# [STORED DATA]
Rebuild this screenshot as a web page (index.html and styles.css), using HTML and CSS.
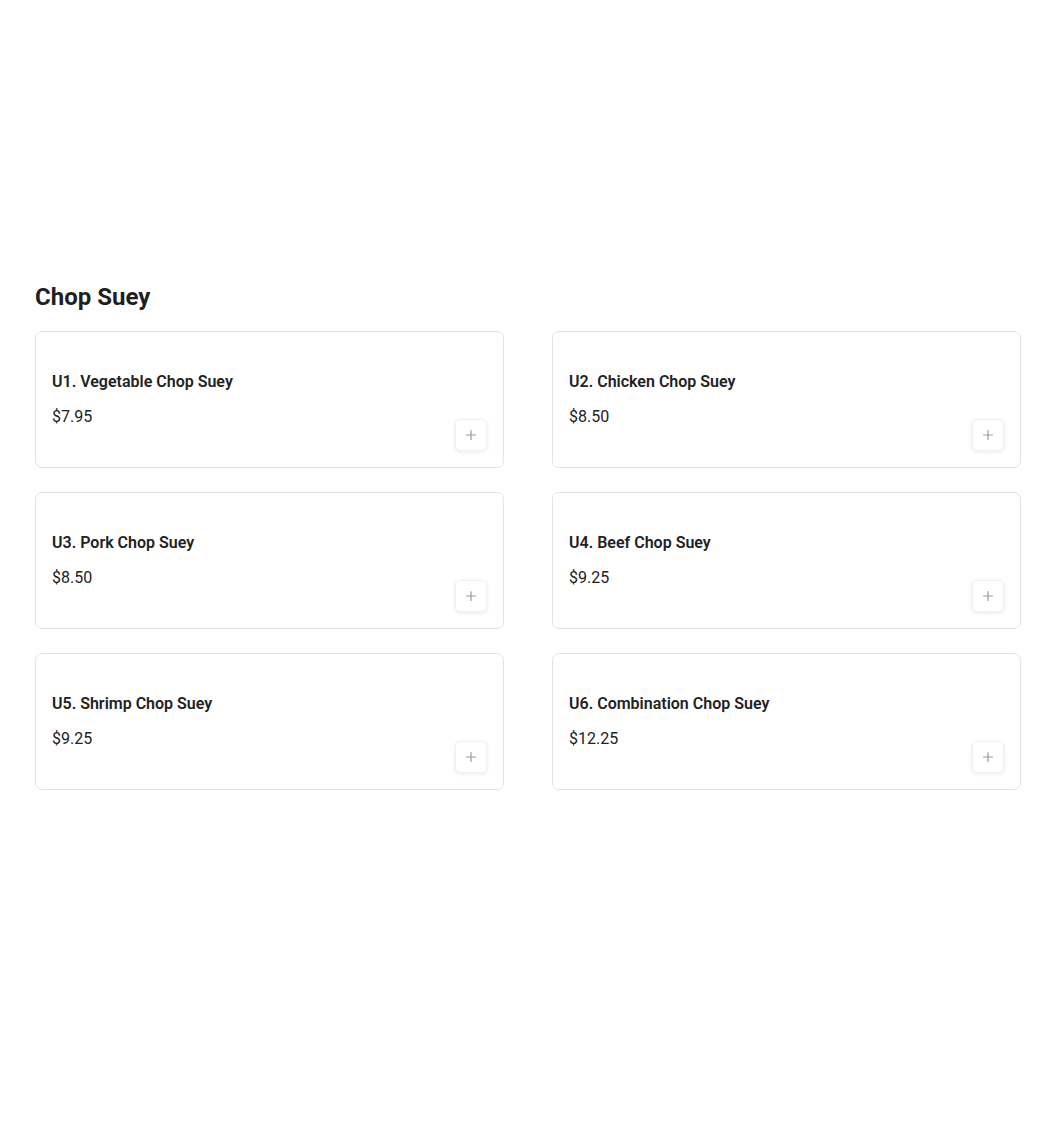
FILE: index.html
```html
<!DOCTYPE html>
<html lang="en">
<head>
<meta charset="utf-8">
<title>Chop Suey</title>
<link rel="stylesheet" href="styles.css">
</head>
<body>
<main class="page">
  <section class="category">
    <h2 class="category-title">Chop Suey</h2>
    <div class="menu-grid">
      <article class="item-card">
        <div class="item-info">
          <h3 class="item-name">U1. Vegetable Chop Suey</h3>
          <p class="item-price">$7.95</p>
        </div>
        <button class="add-btn" aria-label="Add"><svg viewBox="0 0 12 12" width="12" height="12"><path d="M6 1.5v9M1.5 6h9" stroke="currentColor" stroke-width="1.2" fill="none" stroke-linecap="round"/></svg></button>
      </article>
      <article class="item-card">
        <div class="item-info">
          <h3 class="item-name">U2. Chicken Chop Suey</h3>
          <p class="item-price">$8.50</p>
        </div>
        <button class="add-btn" aria-label="Add"><svg viewBox="0 0 12 12" width="12" height="12"><path d="M6 1.5v9M1.5 6h9" stroke="currentColor" stroke-width="1.2" fill="none" stroke-linecap="round"/></svg></button>
      </article>
      <article class="item-card">
        <div class="item-info">
          <h3 class="item-name">U3. Pork Chop Suey</h3>
          <p class="item-price">$8.50</p>
        </div>
        <button class="add-btn" aria-label="Add"><svg viewBox="0 0 12 12" width="12" height="12"><path d="M6 1.5v9M1.5 6h9" stroke="currentColor" stroke-width="1.2" fill="none" stroke-linecap="round"/></svg></button>
      </article>
      <article class="item-card">
        <div class="item-info">
          <h3 class="item-name">U4. Beef Chop Suey</h3>
          <p class="item-price">$9.25</p>
        </div>
        <button class="add-btn" aria-label="Add"><svg viewBox="0 0 12 12" width="12" height="12"><path d="M6 1.5v9M1.5 6h9" stroke="currentColor" stroke-width="1.2" fill="none" stroke-linecap="round"/></svg></button>
      </article>
      <article class="item-card">
        <div class="item-info">
          <h3 class="item-name">U5. Shrimp Chop Suey</h3>
          <p class="item-price">$9.25</p>
        </div>
        <button class="add-btn" aria-label="Add"><svg viewBox="0 0 12 12" width="12" height="12"><path d="M6 1.5v9M1.5 6h9" stroke="currentColor" stroke-width="1.2" fill="none" stroke-linecap="round"/></svg></button>
      </article>
      <article class="item-card">
        <div class="item-info">
          <h3 class="item-name">U6. Combination Chop Suey</h3>
          <p class="item-price">$12.25</p>
        </div>
        <button class="add-btn" aria-label="Add"><svg viewBox="0 0 12 12" width="12" height="12"><path d="M6 1.5v9M1.5 6h9" stroke="currentColor" stroke-width="1.2" fill="none" stroke-linecap="round"/></svg></button>
      </article>
    </div>
  </section>
</main>
</body>
</html>
```
FILE: styles.css
```css
* { box-sizing: border-box; }
html, body { margin: 0; padding: 0; background: #fff; }
body {
  font-family: Roboto, "Liberation Sans", sans-serif;
  color: #1f1f1f;
}
.page {
  padding: 281px 29px 0 35px;
}
.category-title {
  margin: 0 0 18px;
  font-size: 24px;
  line-height: 32px;
  font-weight: 700;
  color: #1f1f1f;
}
.menu-grid {
  display: grid;
  grid-template-columns: 1fr 1fr;
  column-gap: 48px;
  row-gap: 24px;
}
.item-card {
  display: flex;
  justify-content: space-between;
  align-items: center;
  min-height: 137px;
  padding: 16px;
  border: 1px solid #e3e3e3;
  border-radius: 7px;
  background: #fff;
}
.item-info {
  display: flex;
  flex-direction: column;
  gap: 12px;
}
.item-name {
  margin: 0;
  font-size: 16px;
  line-height: 22px;
  font-weight: 600;
  color: #222;
}
.item-price {
  margin: 0;
  font-size: 16px;
  line-height: 24px;
  font-weight: 400;
  color: #222;
}
.add-btn {
  align-self: flex-end;
  width: 32px;
  height: 32px;
  padding: 0;
  border: 1px solid #f1f1f1;
  border-radius: 5px;
  background: #fff;
  color: #9a9a9a;
  box-shadow: 0 1px 4px rgba(0,0,0,0.08);
  display: flex;
  align-items: center;
  justify-content: center;
  cursor: pointer;
}
```
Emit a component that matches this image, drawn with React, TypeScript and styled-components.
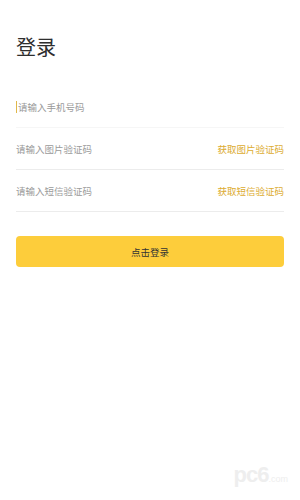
import React from 'react';
import styled, { createGlobalStyle } from 'styled-components';

const GlobalStyle = createGlobalStyle`
  html, body {
    margin: 0;
    padding: 0;
    background: #ffffff;
  }
  body {
    font-family: "Noto Sans CJK SC", "Noto Sans", sans-serif;
  }
`;

const rows = [
  { placeholder: '请输入手机号码', action: '', focused: true },
  { placeholder: '请输入图片验证码', action: '获取图片验证码', focused: false },
  { placeholder: '请输入短信验证码', action: '获取短信验证码', focused: false },
];

const App = () => {
  return (
    <Page>
      <GlobalStyle />
      <Title>登录</Title>
      <Form>
        {rows.map(row => (
          <Row key={row.placeholder} faint={row.focused}>
            <Field>
              {row.focused && <Caret />}
              <Placeholder>{row.placeholder}</Placeholder>
            </Field>
            {row.action && <Action>{row.action}</Action>}
          </Row>
        ))}
      </Form>
      <LoginButton type="button">点击登录</LoginButton>
      <Watermark>
        pc6<Dot>.com</Dot>
      </Watermark>
    </Page>
  );
};

export default App;

const Page = styled.div`
  position: relative;
  box-sizing: border-box;
  width: 300px;
  height: 500px;
  padding: 37px 16px 0;
  background: #ffffff;
  overflow: hidden;
`;

const Title = styled.h1`
  margin: 0;
  font-size: 20px;
  line-height: 20px;
  font-weight: 400;
  color: #2e2e2e;
`;

const Form = styled.div`
  display: flex;
  flex-direction: column;
  margin-top: 29px;
`;

const Row = styled.div<{ faint?: boolean }>`
  box-sizing: border-box;
  display: flex;
  align-items: center;
  justify-content: space-between;
  height: 42px;
  border-bottom: 1px solid ${({ faint }) => (faint ? '#f6f6f6' : '#ececec')};
`;

const Field = styled.div`
  display: flex;
  align-items: center;
`;

const Caret = styled.span`
  width: 1px;
  height: 12px;
  margin-right: 1px;
  background: #e0b84a;
`;

const Placeholder = styled.span`
  font-size: 9.5px;
  line-height: 12px;
  color: #9a9a9a;
`;

const Action = styled.span`
  font-size: 9.5px;
  line-height: 12px;
  color: #dcab2f;
`;

const LoginButton = styled.button`
  display: block;
  width: 100%;
  height: 31px;
  margin-top: 24px;
  padding: 0;
  border: none;
  border-radius: 4px;
  background: #fdcd3b;
  color: #333333;
  font-family: "Noto Sans CJK SC", "Noto Sans", sans-serif;
  font-size: 9.5px;
`;

const Watermark = styled.div`
  position: absolute;
  right: 12px;
  bottom: 12px;
  font-family: "Liberation Sans", sans-serif;
  font-size: 22px;
  font-weight: 700;
  letter-spacing: -1px;
  color: #eeeeee;
`;

const Dot = styled.span`
  font-size: 9px;
  font-weight: 400;
  letter-spacing: 0;
`;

# [STATED TASK]
Return each line among the entries that holds the word "React".

# [TASK ANSWER]
Emit a component that matches this image, drawn with React, TypeScript and styled-components.
import React from 'react';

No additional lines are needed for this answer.